SELECT * FROM ndb.`csnow-db`.social_media.tweets
WHERE text like 'a%'
""")

df.explain(True)
== Parsed Logical Plan ==
'Project [*]
+- 'Filter 'text LIKE a%
   +- 'UnresolvedRelation [ndb, csnow-db, social_media, tweets], [], false

== Analyzed Logical Plan ==
created_at: bigint, id: bigint, id_str: string, text: string
Project [created_at#53L, id#54L, id_str#55, text#56]
+- Filter text#56 LIKE a%
   +- SubqueryAlias ndb.`csnow-db`.social_media.tweets
      +- RelationV2[created_at#53L, id#54L, id_str#55, text#56] ndb.`csnow-db`.social_media.tweets csnow-db/social_media/tweets

== Optimized Logical Plan ==
Filter (isnotnull(text#56) AND StartsWith(text#56, a))
+- RelationV2[created_at#53L, id#54L, id_str#55, text#56] csnow-db/social_media/tweets

== Physical Plan ==
*(1) Filter StartsWith(text#56, a)
+- *(1) ColumnarToRow
   +- BatchScan csnow-db/social_media/tweets[created_at#53L, id#54L, id_str#55, text#56] VastScan{schemed_name=(csnow-db/social_media/tweets, -198082486), pushed_down_limit=null, pushed_down_predicates=[[text IS NOT NULL]]} RuntimeFilters: []

IMPORTANT:

Note the following in the Physical Plan: pushed_down_predicates=[[text IS NOT NULL]]
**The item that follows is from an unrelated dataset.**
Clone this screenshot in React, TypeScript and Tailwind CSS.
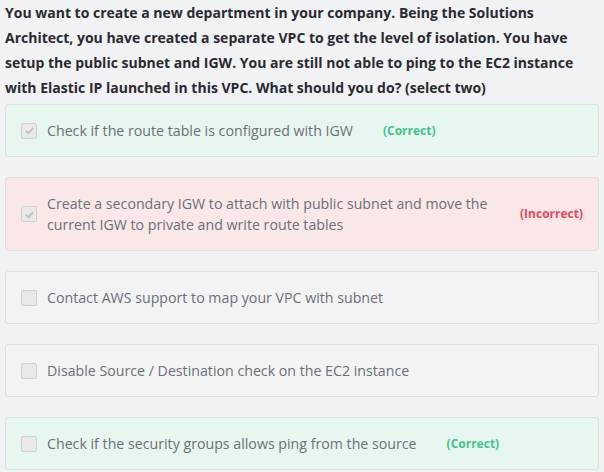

This demonstrates that the predicate text like 'a' was NOT pushed down to Vast DB and therefore does not take advantage of filtering the dataset before returning it to Spark.

Pushdown text (String) substring (LIKE %a%) predicate#

df = spark.sql("""
SELECT * FROM ndb.`csnow-db`.social_media.tweets
WHERE substring(text, 1, 1) = 'a'
""")

df.explain(True)
== Parsed Logical Plan ==
'Project [*]
+- 'Filter ('substring('text, 1, 1) = a)
   +- 'UnresolvedRelation [ndb, csnow-db, social_media, tweets], [], false

== Analyzed Logical Plan ==
created_at: bigint, id: bigint, id_str: string, text: string
Project [created_at#65L, id#66L, id_str#67, text#68]
+- Filter (substring(text#68, 1, 1) = a)
   +- SubqueryAlias ndb.`csnow-db`.social_media.tweets
      +- RelationV2[created_at#65L, id#66L, id_str#67, text#68] ndb.`csnow-db`.social_media.tweets csnow-db/social_media/tweets

== Optimized Logical Plan ==
Filter (isnotnull(text#68) AND (substring(text#68, 1, 1) = a))
+- RelationV2[created_at#65L, id#66L, id_str#67, text#68] csnow-db/social_media/tweets

== Physical Plan ==
*(1) Filter (substring(text#68, 1, 1) = a)
+- *(1) ColumnarToRow
   +- BatchScan csnow-db/social_media/tweets[created_at#65L, id#66L, id_str#67, text#68] VastScan{schemed_name=(csnow-db/social_media/tweets, 101095318), pushed_down_limit=null, pushed_down_predicates=[[text IS NOT NULL]]} RuntimeFilters: []

IMPORTANT:

Note the following in the Physical Plan: pushed_down_predicates=[[text IS NOT NULL]]

This demonstrates that the predicate substring(text, 1, 1) = 'a' was NOT pushed down to Vast DB and therefore does not take advantage of filtering the dataset before returning it to Spark.